A different worry among students was that the enforcement of the ban would lead to riskier drinking behavior on Thursday nights.
Williams, who is both an RA and a member of DART, said that she worries the decision will encourage unsafe drinking practices. She noted that many dangerous drinking incidents result from irresponsible pre-gaming and expressed worry that, “students might feel the need to “pre-game harder” if they think that there won’t be any options for them post-pub night,” she said.
Tramane Hall, the President of Student Council (StuCo), echoed this point and emphasized that the combination of increased drinking of Friday and more intense pre-gaming on Thursday increased safety concerns.
“You’ve now increased the number of days that parties take place,” he said. “What we’re afraid of is that now there’s an increased risk of things really going wrong.”
Hall was most concerned, however, by the Deans’ failure to announce their decision to the student body.
“I can’t figure out why the powers that be have been so quiet on this issue,” Hall said. Even as StuCo President, he said, “it wasn’t brought up to me. The only reason I knew to bring it up to Student Council was because I’m a member of DU.”

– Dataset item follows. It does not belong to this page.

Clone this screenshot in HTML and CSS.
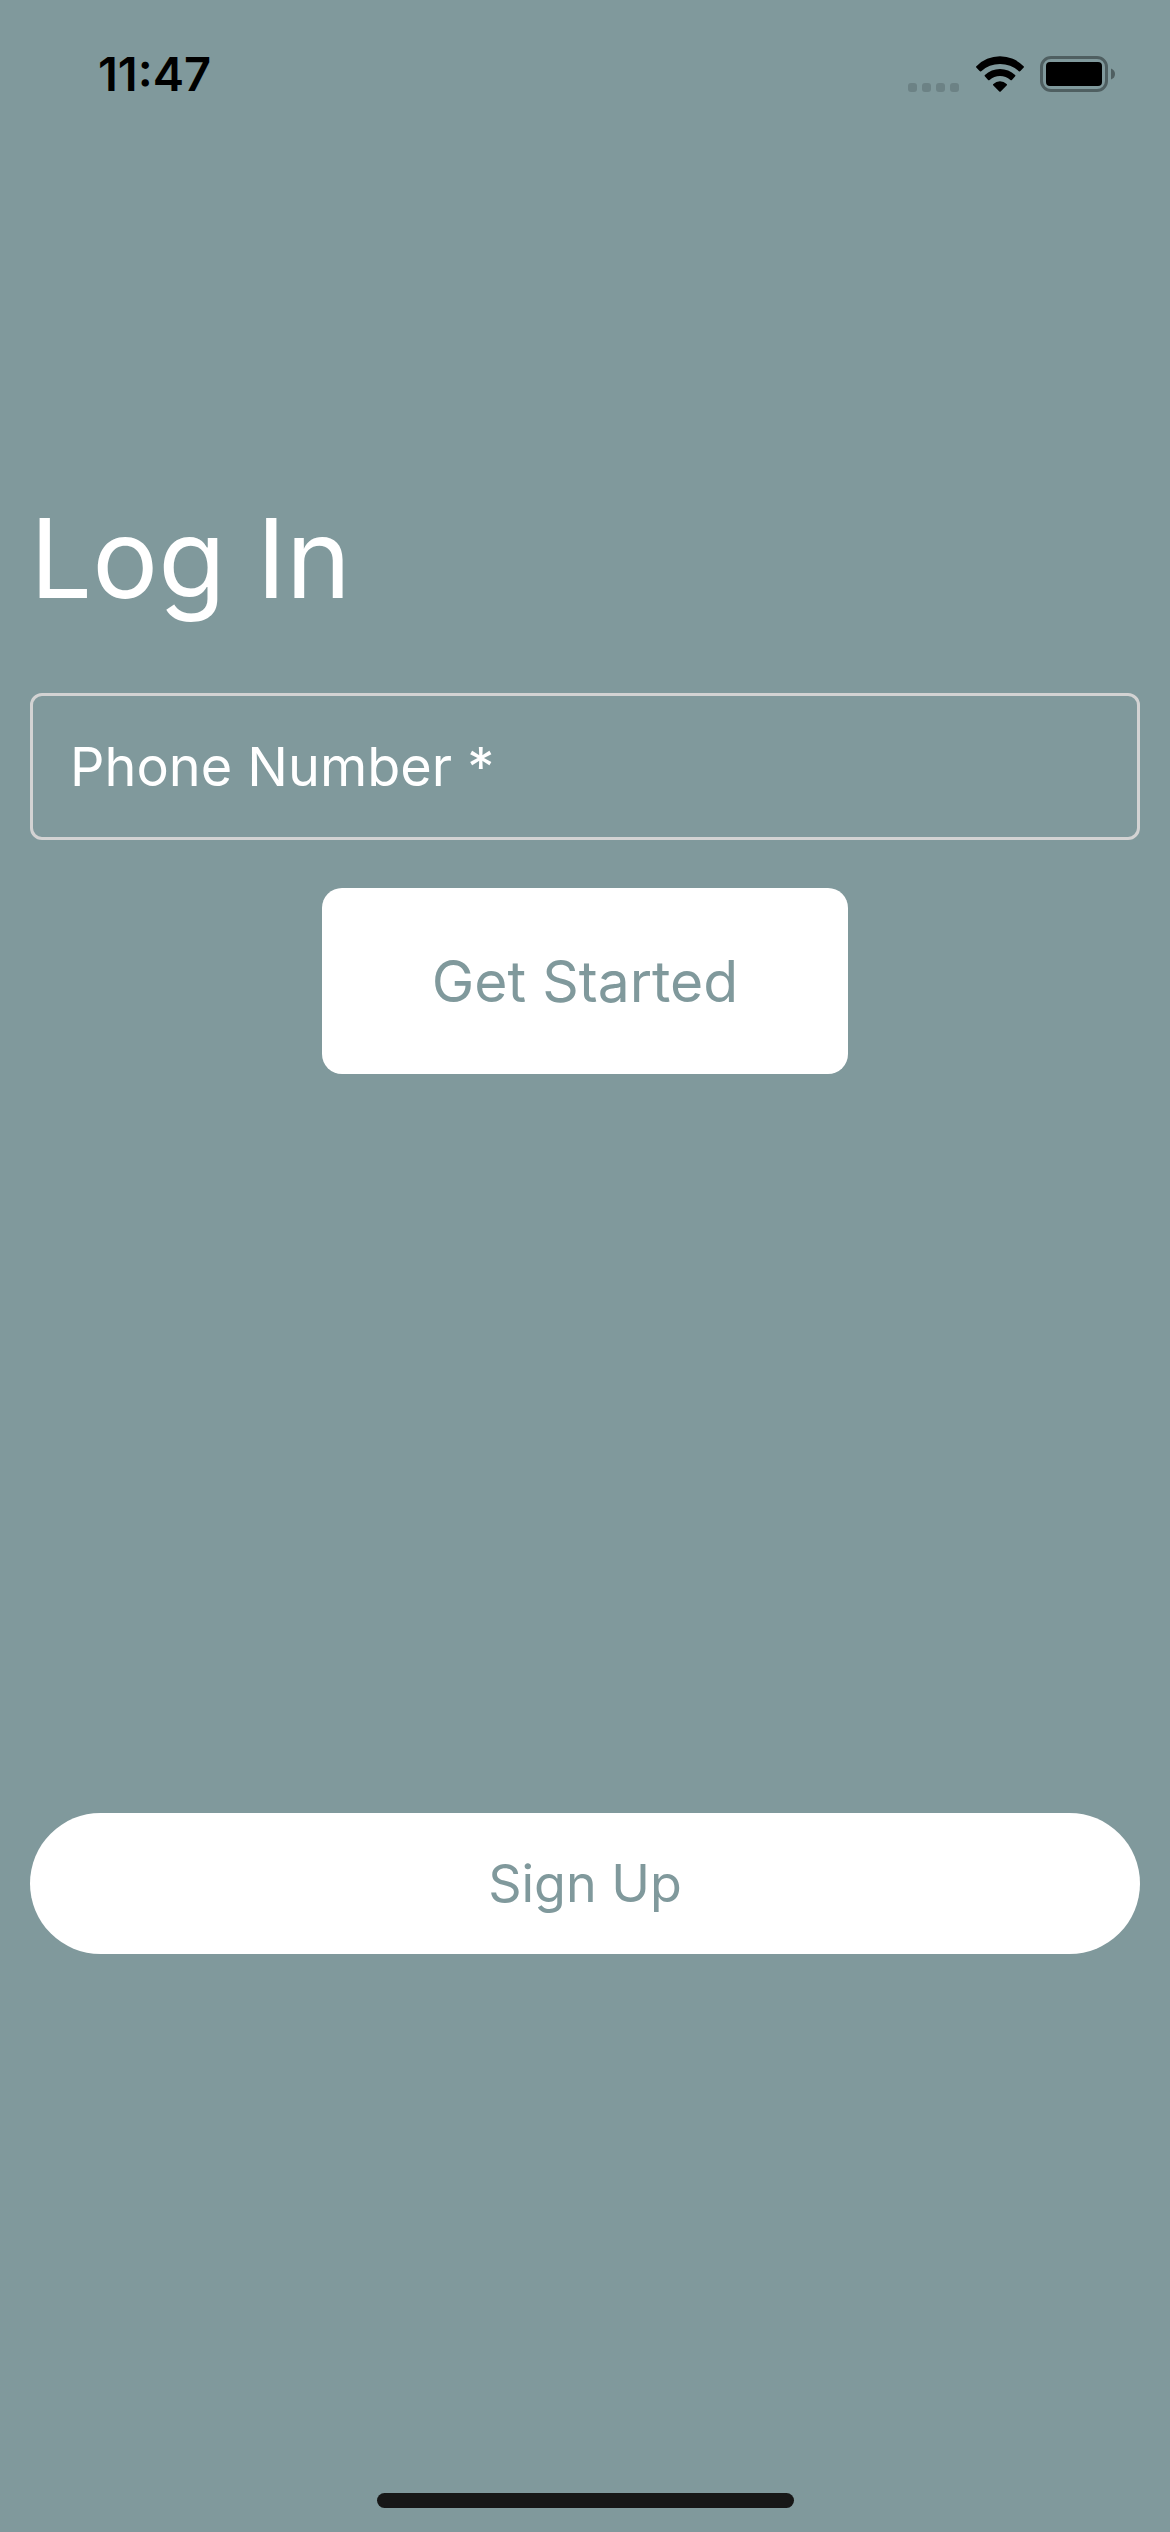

Similarly, RAs were not consulted about or made aware of the change until it had been implemented, although many of them have since communicated with the administration about the issue.
Matt Lamb, the President of DU, said that the administration’s decision not to alert the student body of the change placed the fraternities in the unfair position of having to explain to students a policy they themselves don’t understand. He said that he explicitly asked the administration before the first Pub Nite if an email could be sent out to make students aware of the change in policy, but no email or other form of communication was sent.

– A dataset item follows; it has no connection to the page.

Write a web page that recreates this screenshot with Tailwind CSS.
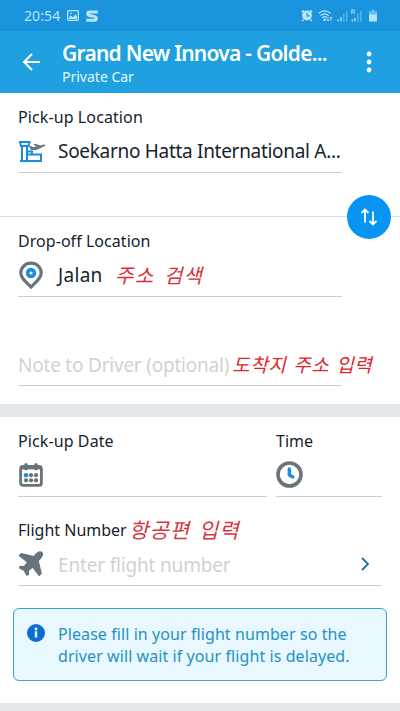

Hall, who is also a member of DU, agreed with Lamb. “It’s a little bit unfair that the way this policy has been disseminated puts the burden on us without having the administration first explain the decision and let the student body know,” he said.
Lamb said that he is additionally worried that the administration’s decision will make the fraternities seem more exclusive and less connected to the rest of campus.
“Some of the guys are asking: ‘Why don’t we just have closed parties on Thursday night?’” he said. “It’s too bad, because we enjoy being an open, social space.”
Westphal said that the decision, however, would improve the academic environment at Swarthmore.
“Friday classes are a problem around here. Why is that?” she asked. “One thing people can point to is Pub Nite. People have been burning the candle at both ends for all kinds of reasons, and one of these is Pub Nite.”
“We’re looking for reasonable solutions,” she said, but added that “the administration isn’t going to change the rules to fit the informal culture.”
“Why do we have Pub Nite on Thursday night?” she asked. “Why don’t we have it on Friday night?”